ES5 Filter Method Solution
With the widespread adoption of ECMAScript 5, JavaScript introduced more elegant array processing methods. The filter method combined with indexOf provides an effective deduplication solution:
function onlyUnique(value, index, array) {
return array.indexOf(value) === index;
}
var myArray = ['a', 1, 'a', 2, '1'];
var uniqueArray = myArray.filter(onlyUnique);
console.log(uniqueArray); // ['a', 1, 2, '1']The core principle of this approach is that the indexOf method returns the index of the first occurrence of an element in the array. If the current element's index matches its first occurrence position, it indicates the first appearance and should be retained; otherwise, it's a duplicate and should be filtered out.
For scenarios requiring retention of the last occurrence, replace indexOf with lastIndexOf:
function onlyUniqueLast(value, index, array) {
return array.lastIndexOf(value) === index;
}ES6 Arrow Function Simplification
ES6 arrow functions enable more concise code:
const myArray = ['a', 1, 'a', 2, '1'];
const uniqueArray = myArray.filter((value, index, array) => array.indexOf(value) === index);This approach offers more compact code while maintaining good readability. The concise syntax of arrow functions is particularly suitable for simple callback scenarios.
ES6 Set Object Optimal Solution
The ES6 Set object, specifically designed for storing unique values, provides the optimal deduplication solution:
const myArray = ['a', 1, 'a', 2, '1'];
const uniqueArray = [...new Set(myArray)];
console.log(uniqueArray); // ['a', 1, 2, '1']The Set constructor accepts any iterable object as a parameter, automatically removing duplicates. The spread operator ... converts the Set back to an array. This method has O(n) time complexity, offering significant performance advantages over the O(n²) complexity of the filter method.
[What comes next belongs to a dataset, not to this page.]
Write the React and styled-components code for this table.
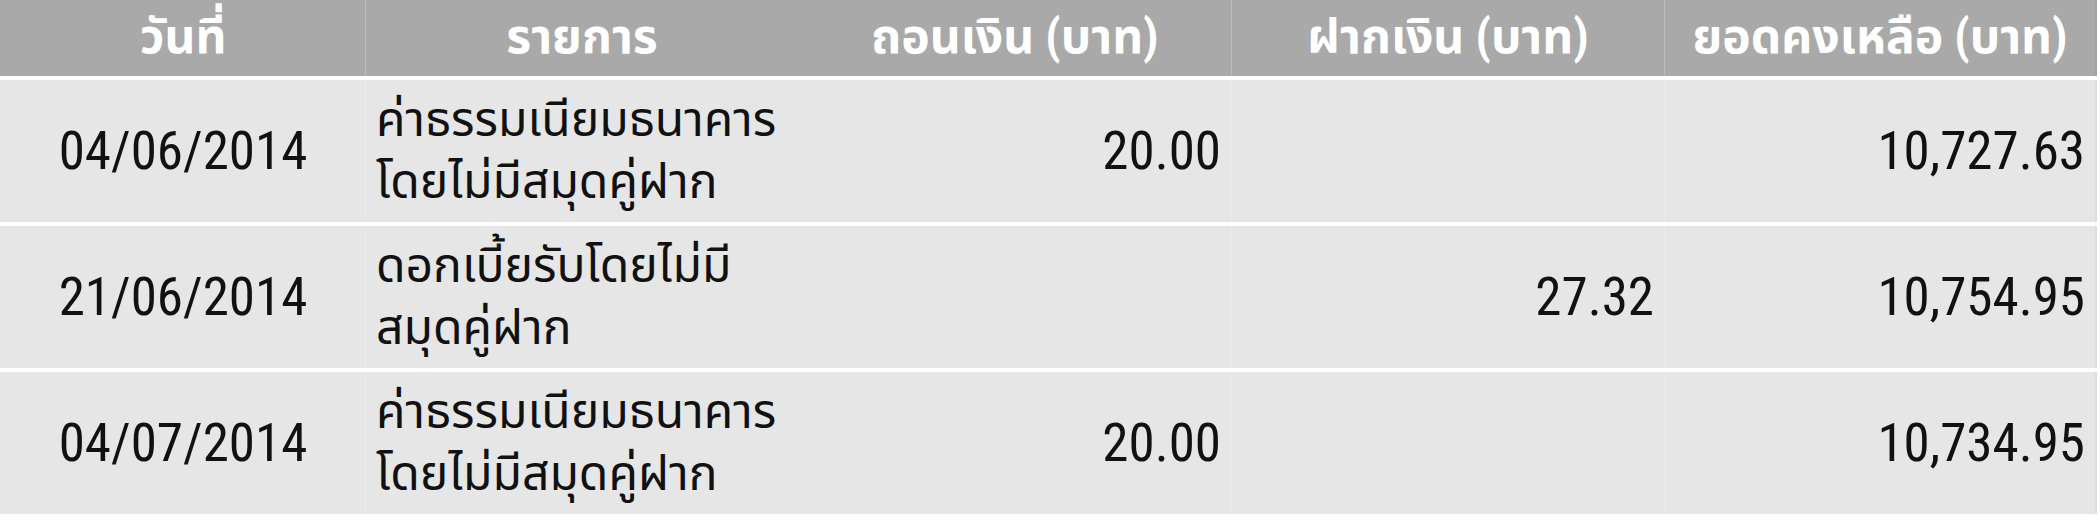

Performance Comparison and Analysis
Different deduplication methods exhibit notable performance differences:
- Set Method: O(n) time complexity, O(n) space complexity, optimal performance in modern browsers
- Filter + indexOf Method: O(n²) time complexity, O(n) space complexity, suitable for small to medium arrays
- Traditional Loop Method: O(n²) time complexity, O(n) space complexity, best compatibility but poor performance
In practical projects, the performance advantage of the Set method becomes particularly evident with large arrays (over 1000 elements). For small arrays, performance differences are negligible, making readability and code conciseness more important considerations.
Compatibility Considerations and Fallback Solutions
While the Set method is optimal, fallback solutions are necessary for older browser support:
function getUniqueArray(array) {
if (typeof Set !== 'undefined') {
return [...new Set(array)];
} else {
return array.filter((value, index) => array.indexOf(value) === index);
}
}For environments with no ES5 support, traditional loop methods can be used:
function getUniqueArrayLegacy(array) {
var uniqueArray = [];
for (var i = 0; i < array.length; i++) {
if (uniqueArray.indexOf(array[i]) === -1) {
uniqueArray.push(array[i]);
}
}
return uniqueArray;
}Practical Application Scenarios
Array deduplication finds extensive application in various practical scenarios:
- Data Processing: Cleaning duplicate data from API responses
- User Input Validation: Ensuring non-duplicate user selections
- Data Analysis: Counting unique value quantities
- Cache Optimization: Avoiding redundant computation of identical data
In actual development, choosing the appropriate deduplication method requires comprehensive consideration of project requirements, browser compatibility, and performance needs.
Best Practice Recommendations
Based on the above analysis, we propose the following best practices:
- Prioritize Set method in modern projects, balancing performance and code conciseness
- Use filter method as primary solution for projects requiring older browser support
- Conduct performance testing when handling large datasets
- Consider data type impacts to ensure deduplication logic aligns with business requirements
- Provide compatibility handling in library or framework development
By appropriately selecting deduplication methods, developers can significantly enhance code quality and application performance.